Tuesday, September 12, 2006

Bush: Saddam was not responsible for 9/11

Last night President Bush addressed the nation:

I am often asked why we are in Iraq when Saddam Hussein was not responsible for the Nine-Eleven attacks. The answer is that the regime of Saddam Hussein was a clear threat.
You'll notice that he doesn't define in which way Saddam was a threat. He simply makes the bald statement and moves on. Saddam had no WMD and was actually a threat to no-one, but Bush has long stopped caring what the truth actually is. He's becoming like Cheney, a man who lies every time he opens his mouth. Bush, likewise, now simply mouths platitudes as if repetition will somehow add gravitas. As if repeating this nonsense one more time may, finally, force our acceptance of his flawed logic.
My Administration, the Congress, and the United Nations saw the threat – and after Nine-Eleven, Saddam’s regime posed a risk that the world could not afford to take.
Again, he slips into fantasy, hoping we will accept his flawed logic and forget what actually happened. United Nations did not see "the threat" and for that reason refused to give Bush the second resolution he sought. Bush is being incredibly disingenuous here.
The world is safer because Saddam Hussein is no longer in power.
Guffaws of laughter erupt around the planet. The simple truth is that Saddam kept Iraq under better control than the US forces do and the streets of Iraq were safer when Saddam was in power than they are now, where death squads freely roam the streets.
And now the challenge is to help the Iraqi people build a democracy that fulfils the dreams of the nearly 12 million Iraqis who came out to vote in free elections last December.
Translation: "Stay the course... please... until I can pass this nightmare on to my successor."

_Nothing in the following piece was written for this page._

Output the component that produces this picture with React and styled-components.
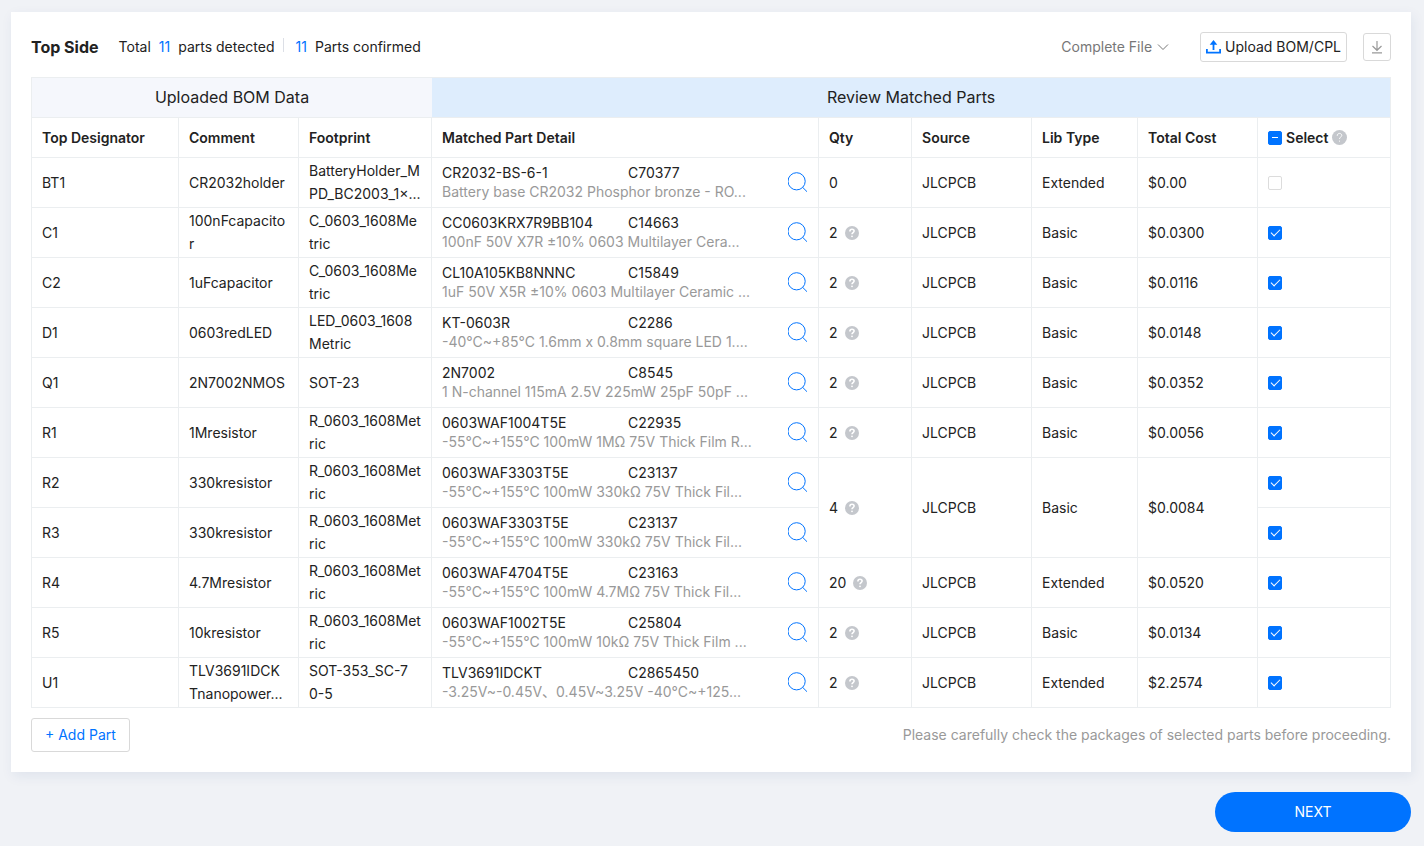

He then warmed to his clash of civilisations theme:
"The war against this enemy is more than a military conflict. It is the decisive ideological struggle of the 21st century, and the calling of our generation," he said. "If we do not defeat these enemies now, we will leave our children to face a Middle East overrun by terrorist states and radical dictators armed with nuclear weapons."
Apart from the admission of unspecified "mistakes" -
"Whatever mistakes have been made in Iraq, the worst mistake would be to think that if we pulled out, the terrorists would leave us alone. They will not leave us alone. They will follow us."
- the most striking thing about Bush's address was that his central theme remains almost unchanged. It's a speech he could have made at any time in the last five years. He admitted that Saddam had nothing to do with 9-11 and that "mistakes" have been made, but apart from that it was business as usual.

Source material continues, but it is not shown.